CHEYENNE — When state lawmakers gavel in at the state Capitol for their month-long session, they will have a lot on their plates.
At the top of the Wyoming Legislature’s agenda will be consideration of Gov. Mark Gordon’s supplemental budget, which contains roughly $515 million in cuts to state agencies, a portion of which were implemented last summer.
In Gordon’s supplemental budget, the largest proposed cuts are to the Wyoming Department of Health, which would see its state funding cut by about $135 million, along with roughly $48 million in federal funding. The cuts will impact programs across Wyoming, with substantial impacts on the most vulnerable populations.
Health programs aiming to help Wyomingites through tough times are on the chopping block. Andi Summerville, executive director of the Wyoming Association of Mental Health and Substance Abuse Centers, said her members’ greatest concern is the wide-ranging reductions within a roughly $15 million cut to the department’s Behavioral Health Division.
“That funding makes up the bulk of the state contracts for community mental health centers, who provide mental health and substance use services to anybody, regardless of their ability to pay, and so it really targets a group of residents in Wyoming that don’t have any other options in terms of mental health care,” Summerville said.
While the budget cuts could bring immediate savings in Wyoming’s general fund, Summerville questioned how much the state would ultimately save, with other health care costs likely to accrue due to the loss of community-based services.
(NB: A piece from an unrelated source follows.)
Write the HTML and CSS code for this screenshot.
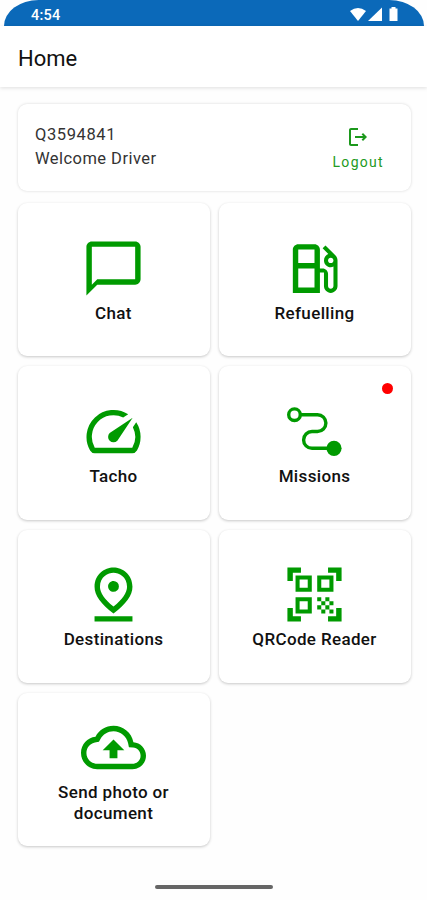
FILE: index.html
```html
<!DOCTYPE html>
<html lang="en">
<head>
  <meta charset="UTF-8">
  <meta name="viewport" content="width=device-width, initial-scale=1">
  <title>Home</title>
  <link rel="stylesheet" href="styles.css">
</head>
<body>

  <div class="status-bar">
    <span class="time">4:54</span>
    <svg class="status-icons" width="48" height="16" viewBox="0 0 48 16">
      <path d="M0 4Q8 -2 16 4L8 14z"/>
      <path d="M32 .5v13.5H18z"/>
      <path d="M39.5 1.5h2V0h4v1.5h2V14h-8z"/>
    </svg>
  </div>

  <header class="app-bar">
    <h1>Home</h1>
  </header>

  <main class="content">
    <section class="card user-card">
      <div class="user-info">
        <p class="user-id">Q3594841</p>
        <p class="user-name">Welcome Driver</p>
      </div>
      <button class="logout" type="button">
        <svg width="24" height="24" viewBox="0 0 24 24"><path d="m17 8-1.41 1.41L17.17 11H9v2h8.17l-1.58 1.58L17 16l4-4-4-4zM5 5h7V3H5c-1.1 0-2 .9-2 2v14c0 1.1.9 2 2 2h7v-2H5V5z"/></svg>
        <span>Logout</span>
      </button>
    </section>

    <nav class="menu">
      <a class="card tile">
        <svg class="icon" viewBox="0 0 24 24"><path d="M20 2H4c-1.1 0-2 .9-2 2v18l4-4h14c1.1 0 2-.9 2-2V4c0-1.1-.9-2-2-2zm0 14H6l-2 2V4h16v12z"/></svg>
        <span class="label">Chat</span>
      </a>

      <a class="card tile">
        <svg class="icon" viewBox="0 0 24 24"><path d="M19.77 7.23l.01-.01-3.72-3.72L15 4.56l2.11 2.11c-.94.36-1.61 1.26-1.61 2.33 0 1.38 1.12 2.5 2.5 2.5.36 0 .69-.08 1-.21v7.21c0 .55-.45 1-1 1s-1-.45-1-1V14c0-1.1-.9-2-2-2h-1V5c0-1.1-.9-2-2-2H6c-1.1 0-2 .9-2 2v16h10v-7.5h1.5v5c0 1.38 1.12 2.5 2.5 2.5s2.5-1.12 2.5-2.5V9c0-.69-.28-1.32-.73-1.77zM12 13.5V19H6v-7h6v1.5zm0-3.5H6V5h6v5zm6 0c-.55 0-1-.45-1-1s.45-1 1-1 1 .45 1 1-.45 1-1 1z"/></svg>
        <span class="label">Refuelling</span>
      </a>

      <a class="card tile">
        <svg class="icon" viewBox="0 0 24 24"><path d="M20.38 8.57l-1.23 1.85a8 8 0 0 1-.22 7.58H5.07A8 8 0 0 1 15.58 6.85l1.85-1.23A10 10 0 0 0 3.35 19a2 2 0 0 0 1.72 1h13.85a2 2 0 0 0 1.74-1 10 10 0 0 0-.27-10.44zm-9.79 6.84a2 2 0 0 0 2.83 0l5.66-8.49-8.49 5.66a2 2 0 0 0 0 2.83z"/></svg>
        <span class="label">Tacho</span>
      </a>

      <a class="card tile">
        <svg class="icon route" viewBox="0 0 65 65">
          <circle cx="12.5" cy="15.7" r="5.8"/>
          <path d="M18.5 15.7h17a8.4 8.4 0 0 1 0 16.8h-5.5a8.4 8.4 0 0 0 0 16.8h17"/>
          <circle class="end" cx="52" cy="49.3" r="7.6"/>
        </svg>
        <span class="label">Missions</span>
        <span class="badge"></span>
      </a>

      <a class="card tile">
        <svg class="icon" viewBox="0 0 24 24"><path d="M12 4c1.93 0 5 1.4 5 5.15 0 2.16-1.72 4.67-5 7.32-3.28-2.65-5-5.17-5-7.32C7 5.4 10.07 4 12 4m0-2C8.73 2 5 4.46 5 9.15c0 3.12 2.33 6.41 7 9.85 4.67-3.44 7-6.73 7-9.85C19 4.46 15.27 2 12 2zm0 5c-1.1 0-2 .9-2 2s.9 2 2 2a2 2 0 1 0 0-4zM5 20h14v2H5v-2z"/></svg>
        <span class="label">Destinations</span>
      </a>

      <a class="card tile">
        <svg class="icon" viewBox="0 0 24 24"><path d="M9.5 6.5v3h-3v-3h3M11 5H5v6h6V5zm-1.5 9.5v3h-3v-3h3M11 13H5v6h6v-6zm6.5-6.5v3h-3v-3h3M19 5h-6v6h6V5zm-6 8h1.5v1.5H13V13zm1.5 1.5H16V16h-1.5v-1.5zM16 13h1.5v1.5H16V13zm-3 3h1.5v1.5H13V16zm1.5 1.5H16V19h-1.5v-1.5zM16 16h1.5v1.5H16V16zm1.5-1.5H19V16h-1.5v-1.5zm0 3H19V19h-1.5v-1.5zM22 7h-2V4h-3V2h5v5zm0 15v-5h-2v3h-3v2h5zM2 22h5v-2H4v-3H2v5zM2 2v5h2V4h3V2H2z"/></svg>
        <span class="label">QRCode Reader</span>
      </a>

      <a class="card tile">
        <svg class="icon" viewBox="0 0 24 24"><path d="M19.35 10.04C18.67 6.59 15.64 4 12 4 9.11 4 6.6 5.64 5.35 8.04 2.34 8.36 0 10.91 0 14c0 3.31 2.69 6 6 6h13c2.76 0 5-2.24 5-5 0-2.64-2.05-4.78-4.65-4.96zM19 18H6c-2.21 0-4-1.79-4-4 0-2.05 1.53-3.76 3.56-3.97l1.07-.11.5-.95C8.08 7.14 9.94 6 12 6c2.62 0 4.88 1.86 5.39 4.43l.3 1.5 1.53.11c1.56.1 2.78 1.41 2.78 2.96 0 1.65-1.35 3-3 3zM8 13h2.55v3h2.9v-3H16l-4-4z"/></svg>
        <span class="label">Send photo or document</span>
      </a>
    </nav>
  </main>

  <footer class="gesture-bar"><span></span></footer>

</body>
</html>
```
FILE: styles.css
```css
* {
  box-sizing: border-box;
}

body {
  display: flex;
  flex-direction: column;
  height: 900px;
  margin: 0;
  background-color: #fefefe;
  font-family: Roboto, sans-serif;
  color: #111;
  overflow: hidden;
}

h1,
p {
  margin: 0;
  font-weight: 400;
}

.status-bar {
  display: flex;
  justify-content: space-between;
  align-items: center;
  height: 26px;
  margin: 0 3px 0 4px;
  padding: 4px 26px 0 27px;
  background-color: #0b69b9;
  border-radius: 36px 36px 0 0 / 27px 27px 0 0;
  color: #fff;
}

.time {
  font-size: 14.5px;
  font-weight: 500;
  letter-spacing: 0.2px;
}

.status-icons {
  fill: #fff;
}

.app-bar {
  display: flex;
  align-items: center;
  height: 61px;
  padding: 4px 18px 0;
  background-color: #fff;
  box-shadow: 0 1px 4px rgba(0, 0, 0, 0.13);
}

.app-bar h1 {
  font-size: 22px;
  line-height: 26px;
}

.content {
  padding: 17px 16px 0 18px;
}

.card {
  background-color: #fff;
  border-radius: 9px;
  box-shadow: 0 1px 3px rgba(0, 0, 0, 0.22);
}

.user-card {
  display: flex;
  justify-content: space-between;
  align-items: center;
  height: 87px;
  margin-bottom: 12px;
  padding: 0 27px 0 17px;
  box-shadow: 0 0 3px rgba(0, 0, 0, 0.16);
}

.user-info {
  padding-bottom: 2px;
  font-size: 16.5px;
  line-height: 23.5px;
  color: #333;
}

.user-id {
  letter-spacing: 0.6px;
}

.user-name {
  letter-spacing: 0.45px;
}

.logout {
  display: flex;
  flex-direction: column;
  align-items: center;
  padding: 0;
  border: none;
  background: none;
  font-family: inherit;
  font-size: 14px;
  line-height: 18px;
  letter-spacing: 1.3px;
  color: #229a22;
}

.logout svg {
  margin-bottom: 4px;
  fill: #1c981c;
}

.menu {
  display: grid;
  grid-template-columns: 1fr 1fr;
  grid-auto-rows: 153.3px;
  gap: 10px 9px;
}

.tile {
  position: relative;
  display: flex;
  flex-direction: column;
  align-items: center;
  justify-content: center;
  gap: 2px;
  padding-right: 1px;
}

.icon {
  width: 65px;
  height: 65px;
  fill: #009a00;
}

.route {
  fill: none;
  stroke: #009a00;
  stroke-width: 3.4;
}

.route .end {
  fill: #009a00;
  stroke: none;
}

.label {
  max-width: 130px;
  font-size: 17px;
  font-weight: 500;
  line-height: 21px;
  letter-spacing: 0.35px;
  text-align: center;
}

.badge {
  position: absolute;
  top: 17px;
  right: 18px;
  width: 11px;
  height: 11px;
  border-radius: 50%;
  background-color: #f00;
}

.gesture-bar {
  margin-top: auto;
  padding-bottom: 11px;
}

.gesture-bar span {
  display: block;
  width: 118px;
  height: 4px;
  margin: 0 auto;
  border-radius: 2px;
  background-color: #666;
}
```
“What we know on the ground is that if somebody can’t get into treatment, if they don’t have access, then those people don’t receive treatment, and then things culminate into a crisis situation, which sends them to the ER or in law enforcement encounters, potentially leading to going to the state hospital,” Summerville said.
Her point was echoed in a recent statement from AARP Wyoming, which highlighted another budget proposal: the elimination of the Wyoming Home Services program, which provides in-home services to roughly 1,900 elderly and disabled residents across the state. Some 98% of the program’s participants need help with at least two “instrumental activities of daily living,” according to AARP Wyoming.
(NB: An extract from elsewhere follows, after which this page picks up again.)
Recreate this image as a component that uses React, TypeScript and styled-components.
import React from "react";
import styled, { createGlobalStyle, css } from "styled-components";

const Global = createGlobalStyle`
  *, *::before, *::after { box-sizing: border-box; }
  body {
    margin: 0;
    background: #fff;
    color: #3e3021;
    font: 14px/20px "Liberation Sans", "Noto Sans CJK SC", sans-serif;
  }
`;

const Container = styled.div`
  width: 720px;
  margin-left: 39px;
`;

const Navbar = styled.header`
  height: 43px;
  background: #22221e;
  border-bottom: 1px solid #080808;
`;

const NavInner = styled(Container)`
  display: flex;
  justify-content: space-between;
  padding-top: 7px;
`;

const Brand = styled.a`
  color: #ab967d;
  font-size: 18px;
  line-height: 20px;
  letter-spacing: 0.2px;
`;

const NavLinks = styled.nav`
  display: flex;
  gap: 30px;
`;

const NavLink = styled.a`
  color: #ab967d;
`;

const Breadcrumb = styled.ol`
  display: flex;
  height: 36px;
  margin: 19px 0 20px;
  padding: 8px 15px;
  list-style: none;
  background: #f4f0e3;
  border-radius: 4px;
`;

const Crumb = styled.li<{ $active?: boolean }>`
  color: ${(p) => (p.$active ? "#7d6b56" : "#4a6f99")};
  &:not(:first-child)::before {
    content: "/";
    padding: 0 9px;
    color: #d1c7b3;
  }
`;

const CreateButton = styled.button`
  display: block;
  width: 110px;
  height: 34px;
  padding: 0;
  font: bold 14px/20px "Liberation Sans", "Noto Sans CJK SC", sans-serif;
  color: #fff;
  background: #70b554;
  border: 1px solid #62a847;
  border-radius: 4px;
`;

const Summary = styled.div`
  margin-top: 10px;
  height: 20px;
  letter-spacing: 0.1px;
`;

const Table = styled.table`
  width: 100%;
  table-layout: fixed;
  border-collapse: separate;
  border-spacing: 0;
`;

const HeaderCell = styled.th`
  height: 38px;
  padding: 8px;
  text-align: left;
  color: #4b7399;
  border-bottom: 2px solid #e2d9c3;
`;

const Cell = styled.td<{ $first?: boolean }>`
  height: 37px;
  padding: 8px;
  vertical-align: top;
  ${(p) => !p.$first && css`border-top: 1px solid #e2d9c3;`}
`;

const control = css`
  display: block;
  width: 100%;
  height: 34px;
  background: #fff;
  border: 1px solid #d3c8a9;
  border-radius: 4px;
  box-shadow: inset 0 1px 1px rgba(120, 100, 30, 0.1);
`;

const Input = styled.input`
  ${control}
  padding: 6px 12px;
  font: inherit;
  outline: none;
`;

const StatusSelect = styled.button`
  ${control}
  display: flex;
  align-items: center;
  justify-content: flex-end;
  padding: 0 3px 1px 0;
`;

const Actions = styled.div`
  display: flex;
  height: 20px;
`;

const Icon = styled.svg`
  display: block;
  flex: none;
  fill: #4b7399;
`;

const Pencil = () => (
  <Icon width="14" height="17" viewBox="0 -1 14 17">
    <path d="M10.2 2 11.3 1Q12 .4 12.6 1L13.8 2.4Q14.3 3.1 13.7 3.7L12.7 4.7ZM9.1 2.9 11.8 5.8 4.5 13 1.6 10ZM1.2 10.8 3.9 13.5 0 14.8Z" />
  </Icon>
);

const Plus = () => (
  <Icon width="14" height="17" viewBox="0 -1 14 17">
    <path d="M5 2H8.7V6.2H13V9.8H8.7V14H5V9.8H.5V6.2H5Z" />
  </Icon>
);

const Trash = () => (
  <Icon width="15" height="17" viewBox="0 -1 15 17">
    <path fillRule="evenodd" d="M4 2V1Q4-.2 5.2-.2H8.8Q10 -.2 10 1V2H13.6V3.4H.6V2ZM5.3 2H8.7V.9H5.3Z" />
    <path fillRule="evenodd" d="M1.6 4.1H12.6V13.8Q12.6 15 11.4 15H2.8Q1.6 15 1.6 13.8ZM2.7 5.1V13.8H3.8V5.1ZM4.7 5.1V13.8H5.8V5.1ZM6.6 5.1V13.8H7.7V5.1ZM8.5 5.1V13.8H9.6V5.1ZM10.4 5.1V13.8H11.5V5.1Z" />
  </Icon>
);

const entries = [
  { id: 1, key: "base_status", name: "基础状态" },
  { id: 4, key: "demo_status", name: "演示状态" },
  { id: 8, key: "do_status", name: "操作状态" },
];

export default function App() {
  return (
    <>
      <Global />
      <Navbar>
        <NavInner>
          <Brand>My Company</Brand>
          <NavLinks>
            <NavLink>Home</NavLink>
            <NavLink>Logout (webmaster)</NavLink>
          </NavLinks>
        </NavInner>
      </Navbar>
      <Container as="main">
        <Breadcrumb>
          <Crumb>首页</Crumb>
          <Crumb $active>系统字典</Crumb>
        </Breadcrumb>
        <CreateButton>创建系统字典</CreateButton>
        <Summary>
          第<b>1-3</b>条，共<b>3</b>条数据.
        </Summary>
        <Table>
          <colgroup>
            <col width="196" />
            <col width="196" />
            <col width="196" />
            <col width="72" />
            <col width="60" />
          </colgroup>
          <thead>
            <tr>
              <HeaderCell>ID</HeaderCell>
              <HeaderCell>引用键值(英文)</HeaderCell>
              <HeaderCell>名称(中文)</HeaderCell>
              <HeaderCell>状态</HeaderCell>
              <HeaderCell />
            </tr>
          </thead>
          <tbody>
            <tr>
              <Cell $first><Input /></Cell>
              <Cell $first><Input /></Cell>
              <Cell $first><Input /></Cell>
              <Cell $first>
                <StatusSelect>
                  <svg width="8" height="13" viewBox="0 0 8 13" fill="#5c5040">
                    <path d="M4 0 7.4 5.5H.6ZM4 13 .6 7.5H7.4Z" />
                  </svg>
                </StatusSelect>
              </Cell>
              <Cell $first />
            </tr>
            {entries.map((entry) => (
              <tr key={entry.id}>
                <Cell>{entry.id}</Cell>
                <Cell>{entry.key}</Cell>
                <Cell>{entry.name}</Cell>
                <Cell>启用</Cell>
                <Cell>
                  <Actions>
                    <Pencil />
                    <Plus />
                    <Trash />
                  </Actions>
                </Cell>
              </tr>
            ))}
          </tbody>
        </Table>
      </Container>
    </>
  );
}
At a total cost of roughly $2.75 million, the Home Services program provides care at a monthly cost of roughly $200 per participant. By comparison, nursing home care can cost the Medicaid program roughly $4,300 per person each month.
Rep. Sue Wilson, R-Cheyenne, who chairs the House Labor, Health and Social Services Committee, said with recent revenue forecasts improving from the dismal projections of last spring, there could be some opportunities to put funding back into the Department of Health.
Debate over the supplemental budget, which is detailed in a 2,056-page document, will be lengthy. Wilson said she was aware of some individual lawmakers planning to bring as many as 50 to 100 budget amendments, each of which could produce some discussion.
The decisions lawmakers make over the next month will have effects that last well beyond the upcoming fiscal year. For mental health and substance abuse services, the work that has gone into building out that network of providers could be swiftly undone, Summerville said.
“There is a lot of concern that if we have to reduce (mental health supports), it’s not something we could put back in place in two years if the state’s fiscal picture just suddenly improves,” Summerville said. “If we have to lose providers and cut services or close programs, those are things that may not come back at all, or they may take 10 or 15 or 20 years to come back.”
While much of the focus will be on the supplemental budget, education spending is also expected to be front and center during the general session, with lawmakers set to consider a bill that would cut $100 million from the K-12 funding model.
During a House Education Committee meeting, legislators heard from educators across the state, many of whom pushed state lawmakers to consider revenue-raising measures in lieu of cutting Wyoming’s public education system.
“For the most part, the Senate is cautious about new revenue, from what I gather, but we’ll see,” Senate President Dan Dockstader, R-Afton, told reporters during a January press conference.
Any revenue-raising legislation is required to start in the House of Representatives, and during the same press conference, House Majority Floor Leader Albert Sommers, R-Pinedale, said he expects “robust discussion” in his chamber about revenue options for education.
During lawmakers’ virtual meetings in recent weeks, two revenue-raising bills — one to raise the state’s tobacco tax on cigarette packs by 24 cents and another to hike the state’s fuel tax by nine cents per gallon — have gained approval from legislative committees, meaning they could be debated in the House as soon as this week.